There are some issues in your computation. It seems that you assume that you will be able to use identities from the 1D harmonic oscillator to solve for AA coordinates in this more general case. This is unfortunately not true, you have to go back to how the AA coordinates were derived for the harmonic oscillator and use that method. That is, you have to find Hamilton's principal function through the Hamilton-Jacobi equation. Do not necessarily trust any formula that appeared for the harmonic oscillator.

There is also another issue, and that is the $p_\theta/(2 m r^2)$ term. You cannot just separate that one from $E_r$, since it depends on $r$! You will need to be a little bit more careful about that term.

Recall that the Hamilton-Jacobi equation is obtained by postulating a generating function of the second kind $S(q^i, \alpha)$, where $\alpha$ are separation constants. Now you substitute $\partial S/\partial q^i$ for canonical momenta $p_i$ into the Hamiltonian $H(p_i,q^j)$ and try to solve this equation $$H(\partial S/\partial q_i, q^j) = E$$ One trick that you can use is that if the equation is independent of any one coordinate $q^j$, the coordinate is "cyclical" and the principal function $S$ will only be a linear function of that coordinate. You will see that here the coordinate $\theta$ is cyclical. After you have separated such terms from the equation using some Ansatz for the principal function, you can try to guess that the rest of the function will be a sum of terms that only depend on one coordinate separately. Here such separability coordinates are $r,z$. As a result, you should get separate ordinary differential equations for the parts of the principal function and this should lead you to the transformation to AA coordinates very similarly to the case of the harmonic oscillator.

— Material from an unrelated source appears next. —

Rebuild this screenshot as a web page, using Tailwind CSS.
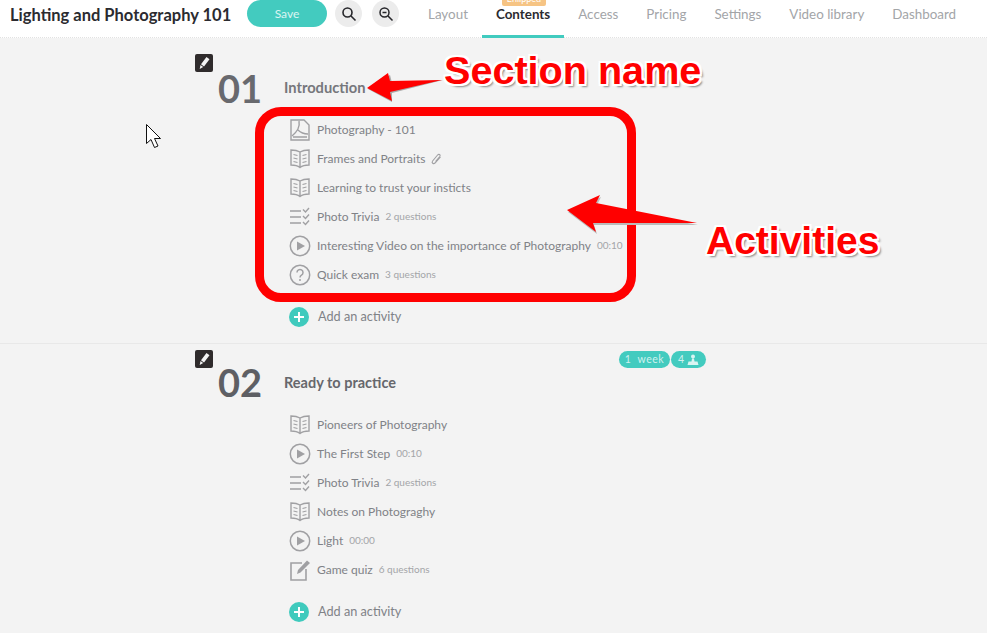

Finally, there is the issue of degenerate frequencies. There are two meanings of "degenerate" and both apply here, so you can approach this question from either side. You can understand "degenerate" as equivalent of indistinguishable. This meaning applies to the case of the $\omega_x,\omega_y$ frequencies in Cartesian coordinates, the frequencies are just the same. Sometimes "degenerate frequency" means simply a vanishing frequency. This would be the case of $\omega_\theta$, which you will to be equal to zero. Either way, Goldstein wants you to make a transform between the action-angle coordinates in cylindrical and Cartesian coordinates to show that these two facts are actually related.